En el medio intentamos estar quienes llevamos meses sin negar nada. Simplemente afirmando: que sí hay un patógeno nuevo, que sí ha habido una crisis de salud importantísima, que sí tenemos unas herramientas científicas que son la pera limonera, que sí seguimos haciendo frente a una amenaza en realidad desconocida, y que sí era necesario contener determinadas riadas de hospitalizaciones. Pero que, con la misma, seguimos afirmando: que sí hay hartazgo por el circo de algunas medidas más cosméticas que sanitarias; que sí se han adoptado medidas impropias de sociedades adultas (como la mascarilla obligatoria en cualquier lugar fuera de casa); que sí hay razones de inercia e incapacidad política, más allá de las sanitarias, para mantener las restricciones; y que sí ha existido un relato, sin que ningún “orden mundial globalista” lo haya impuesto, tendente a exagerar el miedo, la culpabilidad, la moralina fácil y el reproche a los semejantes. Somos los que nos llevamos más tortazos, de unos y de otros… Aunque sarna con gusto no pica. En este hilo tuitero de un buen amigo se puede encontrar un despliegue más amplio de lo que significa “afirmar”.
Y, la verdad, creo que ha llegado la hora de rubricar un armisticio si de veras queremos “salir mejores”. El mantenimiento en posiciones de trinchera, en formaciones de combate o en tener preparado el reproche navajero, no nos va a aportar nada bueno. Considero que hay una premisa básica de la cual podemos partir: con independencia de qué actitud haya tenido cada cual frente a la pandemia, casi todo el mundo ha primado el bienestar de los suyos y de sus semejantes. Incluso si sus postulados generan más daño que beneficio, a corto o largo plazo, es seguro que en la mayoría de los casos la bonhomía, el cuidado y el salir lo más indemnes posible de esta situación, son los sentimientos que han estado en la raíz de los comportamientos que cada cual haya adoptado.
Propongo que tengamos esto presente a la hora de interactuar con otros. Que nos hagamos a la idea de una especie de deuda moral con quien tenemos frente a nosotros. Que lo que hace, dice o piensa es porque cree también en nuestro bienestar, presente o futuro. Y que eso es algo por lo que estar infinitamente agradecidos.
Seguramente la mayoría de los covidianos han estado preocupados por la salud física, propia y ajena, muy centrados en el presente. Incluso aunque a veces hayan llegado al extremo de lo paranoico, gracias por pensar en todos nosotros.
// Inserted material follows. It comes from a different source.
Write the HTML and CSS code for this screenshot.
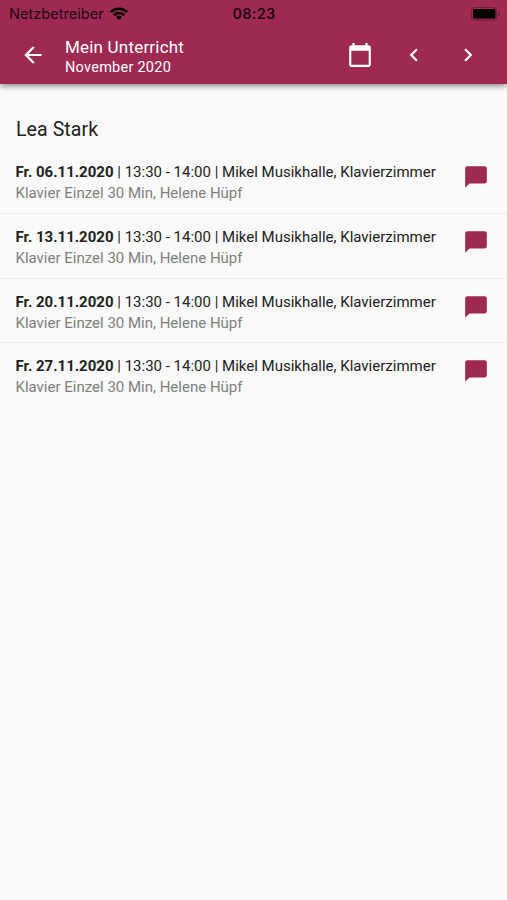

Seguramente la mayoría de los no covidianos han estado preocupados por nuestra salud mental y social, y mirando más hacia el futuro. Incluso aunque a veces hayan llegado al extremo de lo paranoico, gracias por pensar en todos nosotros.
Firmemos un armisticio, los santos pandémicos, los negacionistas, los zerocovidianos, los conspiracionistas, los confinadores, los anti-medidas, los escépticos y hasta los miembros de la “Tribu de los Nada”. Y los afirmacionistas. Honremos a quienes se nos han ido por el camino. Que sepan, si nos pueden ver desde algún lado, que de verdad hemos sido capaces de salir mejores.